Although initiated by the local consumer/survivor organisation, this inclusion of family/kin/carers was a critically important element in the project, as well as complex and sometimes deeply painful. One deeply valued (survivor) member of the group left the project, voicing concerns about critical differences between these two positionalities, especially where family is not a site of care and support, but a site/enabler of some of the most painful harms. The group explored and sincerely grappled with our differences, but choose to continue working together in solidarity, even as we navigated painful ruptures, misunderstandings and differences. This was a profound experience for many members of the group, even as we sincerely respected the decision of this member of the group to step away. Those coming from a “carer perspective” (as it is typically languaged in our context) respected that direct lived experience was necessarily at the centre of this work, and could not be blurred with family/kin/carer experiences, while those coming from a “consumer perspective” (as it is typically languaged in our context) respected the kinship connections that are critically important for many folks, as well as the specific impacts on family/kin/carers, honoring both specificities and interconnections. There was also an explicit commitment within the group to keep the experiences of children in mind, as their voices are often structurally absent from mental health discourses. In the Aotearoa/New Zealand context (which some group members had connections with), the expansive Maōri term whānau is used to embrace family, kin, community, loved ones; in Open Dialogue contexts (which other group members had connections with), the term “network” is used similarly, albeit with a much less elaborated cultural lineage. Together, we shared stories of the impact of the mental health system on ourselves as individuals, but also on our relatedness, our whanau, kin, networks, familiars, partners, children, parents, and other loved ones.

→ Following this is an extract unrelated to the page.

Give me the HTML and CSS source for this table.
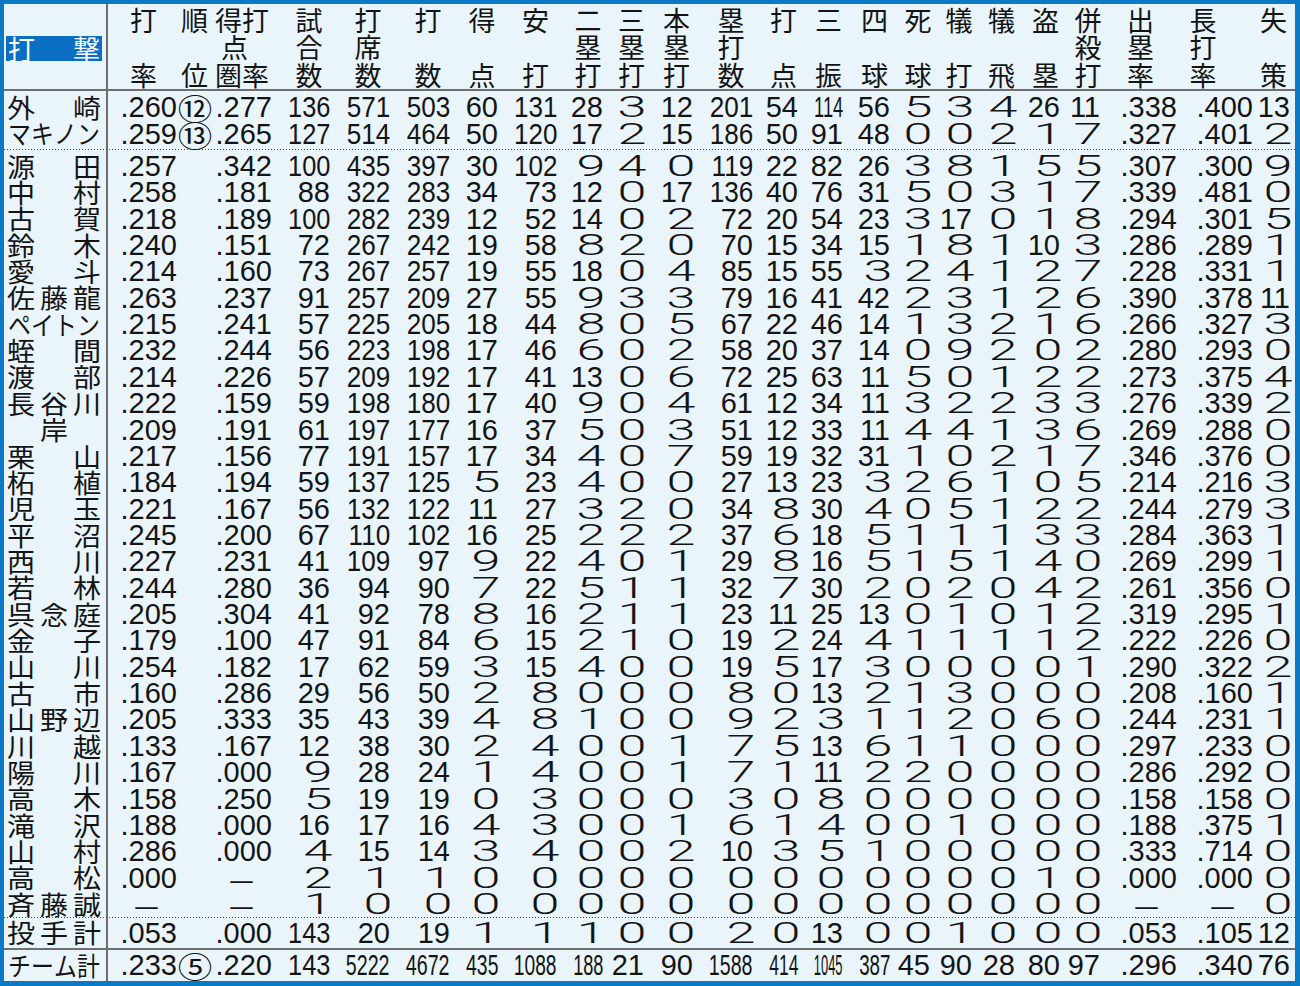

A second member of the group also decided to step away from the process, for different reasons, and remaining in connection with the project group. A First Nations’ man, he spoke to the inseparability of First Nations’ individuals and communities, explaining that it makes no sense to respond to a First Nations’ individual, in isolation from their community. In stepping away from the project, he expressed grave concerns about the harms experienced by First Nations’ peoples in the wake of colonisation, and argued that the approaches we were exploring would not even begin to address this colonial legacy. Again, the group engaged deeply with this analysis and recognise that grappling with the impacts of colonisation is ongoing and foundational in any settler colonial society. These critiques co-exist with the work so far, and these are—necessarily—ongoing, collective conversations.
The process was held with a spirit of stewardship—we were doing this work in relationship with (and accountable to) our wider communities. Simon interviewed dozens of people with relevant expertise, including legal scholars, First Nations’ leaders, disability rights advocates and folks working in restorative justice processes. Simon reported back what he was hearing to the group to discuss. The co-authored report that resulted, Not Before Time: Lived-Experience Led Justice and Repair, (beautifully illustrated by Lisette Muratore) presents our collective findings and thinking. A community event was recently held to share this work back with the VMIAC community, who had initiated the project. Now this work is being offered to our broader communities (including readers of Mad in America), as a (hopefully) generative collective resource.
In terms of the report’s findings, specifically, we propose a two-fold process: first an organised structure for truth telling, intentionally inviting and listening to people’s stories of harm, followed by formal acknowledgement of these harms (an apology). We were clear that any apology that wasn’t preceded by a robust, accountable and inclusive process of truth-telling, or that lacked a commitment to non-repetition, would be meaningless and would likely cause further harm. The specific organisational structure that we identified as best-placed to take on this work was the (at the time of writing the report, not yet established) Mental Health and Wellbeing Commission. However, subsequent developments in our local context have meant this way forward seems less clear. We are collectively grappling with our own “what next?”
Other possibilities we explored included: individual compensation, collective reparations (such as funding for peer-led crisis services, or similar community-led alternatives) and symbolic recognition (such as plaques commemorating sites of the most heinous harms). These were not rejected outright, but were deemed lower (and more ethically complex) priorities. Our report is not intended as any final word, but as a contribution to ongoing collective conversations.
We were just a small group of a dozen or so humans, in a sparsely populated continent geographically located in the Global South. Most of us live and work on Wurundjeri Country (the traditional custodians of the land known under settler colonialism as Melbourne), but we were spread across several states of “Australia” (the settler colonial name for what is actually hundreds of nations). One of many legacies of colonisation is that work emerging from the Global South is often minimized by those in the Global North (who often implicitly assume that knowledge transmission flows strictly from the centres of colonial power to its peripheries), but I warmly encourage you to read this work. It’s designed to be easily skimmed, because we know that many of us are time-poor or have particular accessibility needs. Our hope is that these conversations that we have been having in our own local community, around acknowledging the harms of the mental health system, will resonate with, resource and amplify conversations others are having in their own communities elsewhere, such that together we can hopefully progress lived-experience-led justice and repair (not before time)!